Task
Of all the lines in the records below, how many hold the word "React"? Give the number alone.

Data shown
● ● ● ● ●

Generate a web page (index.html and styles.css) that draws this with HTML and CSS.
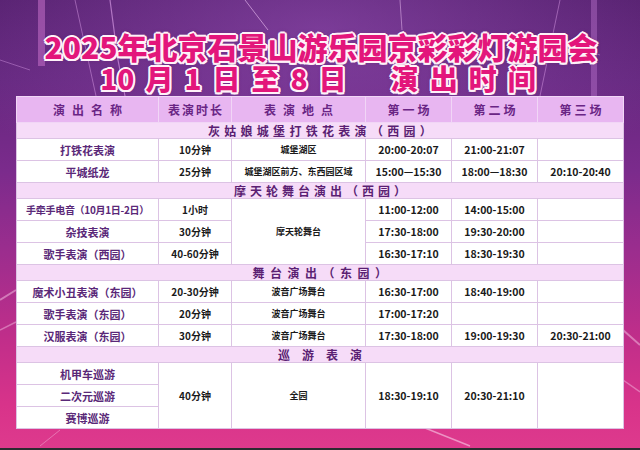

● ● ● ● ●

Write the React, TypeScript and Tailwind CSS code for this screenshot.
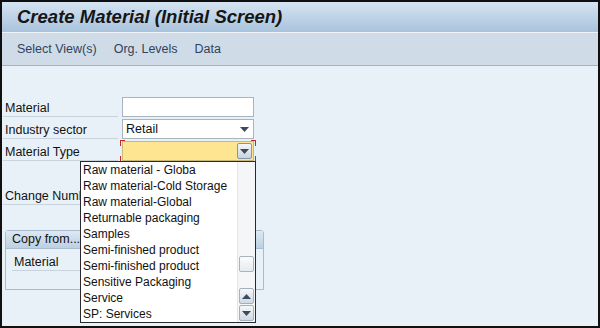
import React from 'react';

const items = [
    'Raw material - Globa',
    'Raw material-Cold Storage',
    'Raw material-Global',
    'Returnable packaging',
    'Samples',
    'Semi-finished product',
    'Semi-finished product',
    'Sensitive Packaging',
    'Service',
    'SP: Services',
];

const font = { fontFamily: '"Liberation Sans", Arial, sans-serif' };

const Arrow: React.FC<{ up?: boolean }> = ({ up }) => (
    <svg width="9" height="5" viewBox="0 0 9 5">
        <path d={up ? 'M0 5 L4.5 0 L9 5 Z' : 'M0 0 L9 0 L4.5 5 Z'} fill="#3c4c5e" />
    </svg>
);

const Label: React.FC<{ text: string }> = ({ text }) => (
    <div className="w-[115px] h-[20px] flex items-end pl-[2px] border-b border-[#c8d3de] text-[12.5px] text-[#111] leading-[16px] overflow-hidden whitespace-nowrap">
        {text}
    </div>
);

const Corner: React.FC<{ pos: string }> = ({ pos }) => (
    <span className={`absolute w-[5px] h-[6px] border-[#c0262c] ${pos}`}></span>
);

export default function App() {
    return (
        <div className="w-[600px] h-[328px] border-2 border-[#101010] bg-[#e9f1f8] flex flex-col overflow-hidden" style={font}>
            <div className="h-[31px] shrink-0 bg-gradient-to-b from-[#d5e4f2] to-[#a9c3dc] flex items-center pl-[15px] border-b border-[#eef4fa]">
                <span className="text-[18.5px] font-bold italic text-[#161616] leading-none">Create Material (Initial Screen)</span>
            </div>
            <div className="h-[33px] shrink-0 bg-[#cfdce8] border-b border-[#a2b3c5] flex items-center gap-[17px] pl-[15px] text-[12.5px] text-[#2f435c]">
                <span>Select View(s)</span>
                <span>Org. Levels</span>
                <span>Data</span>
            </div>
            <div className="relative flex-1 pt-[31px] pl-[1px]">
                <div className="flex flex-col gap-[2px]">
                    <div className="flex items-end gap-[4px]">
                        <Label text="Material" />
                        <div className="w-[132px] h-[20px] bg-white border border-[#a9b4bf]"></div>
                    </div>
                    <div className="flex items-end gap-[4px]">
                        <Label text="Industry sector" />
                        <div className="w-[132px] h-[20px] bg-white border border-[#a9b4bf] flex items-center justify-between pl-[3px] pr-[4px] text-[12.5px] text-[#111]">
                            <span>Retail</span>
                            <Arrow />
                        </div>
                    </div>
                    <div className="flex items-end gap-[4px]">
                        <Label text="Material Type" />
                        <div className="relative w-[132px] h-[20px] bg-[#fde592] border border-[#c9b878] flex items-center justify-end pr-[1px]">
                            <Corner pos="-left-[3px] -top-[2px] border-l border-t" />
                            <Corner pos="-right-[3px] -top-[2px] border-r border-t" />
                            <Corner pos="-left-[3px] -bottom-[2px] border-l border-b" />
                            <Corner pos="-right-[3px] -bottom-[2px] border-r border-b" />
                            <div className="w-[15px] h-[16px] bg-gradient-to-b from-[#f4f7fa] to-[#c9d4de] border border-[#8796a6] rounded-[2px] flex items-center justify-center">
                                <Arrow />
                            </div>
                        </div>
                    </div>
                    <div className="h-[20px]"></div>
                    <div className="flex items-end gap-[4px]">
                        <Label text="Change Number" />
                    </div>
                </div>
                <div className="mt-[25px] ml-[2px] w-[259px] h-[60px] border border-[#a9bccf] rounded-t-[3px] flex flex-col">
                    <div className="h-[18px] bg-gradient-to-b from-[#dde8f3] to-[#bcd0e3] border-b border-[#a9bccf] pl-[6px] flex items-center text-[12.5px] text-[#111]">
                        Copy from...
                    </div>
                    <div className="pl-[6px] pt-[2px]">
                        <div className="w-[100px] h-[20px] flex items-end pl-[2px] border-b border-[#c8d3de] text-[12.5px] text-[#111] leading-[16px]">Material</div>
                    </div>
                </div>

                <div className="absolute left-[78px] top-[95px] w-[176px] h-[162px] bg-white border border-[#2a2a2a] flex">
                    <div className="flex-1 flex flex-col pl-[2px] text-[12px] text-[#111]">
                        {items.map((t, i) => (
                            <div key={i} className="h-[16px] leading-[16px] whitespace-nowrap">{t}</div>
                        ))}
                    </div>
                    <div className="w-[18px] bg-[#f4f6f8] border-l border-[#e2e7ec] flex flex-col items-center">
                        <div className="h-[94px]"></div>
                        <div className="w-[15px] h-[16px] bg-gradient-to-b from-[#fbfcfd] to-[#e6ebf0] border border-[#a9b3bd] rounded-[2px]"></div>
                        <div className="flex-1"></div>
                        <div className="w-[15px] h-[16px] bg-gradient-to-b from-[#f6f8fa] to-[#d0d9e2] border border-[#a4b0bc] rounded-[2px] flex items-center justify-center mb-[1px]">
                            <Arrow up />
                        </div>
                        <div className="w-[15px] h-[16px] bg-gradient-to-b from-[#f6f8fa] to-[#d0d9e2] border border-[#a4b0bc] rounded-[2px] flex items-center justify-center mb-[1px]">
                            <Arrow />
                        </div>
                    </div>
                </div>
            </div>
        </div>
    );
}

● ● ● ● ●

Response below
5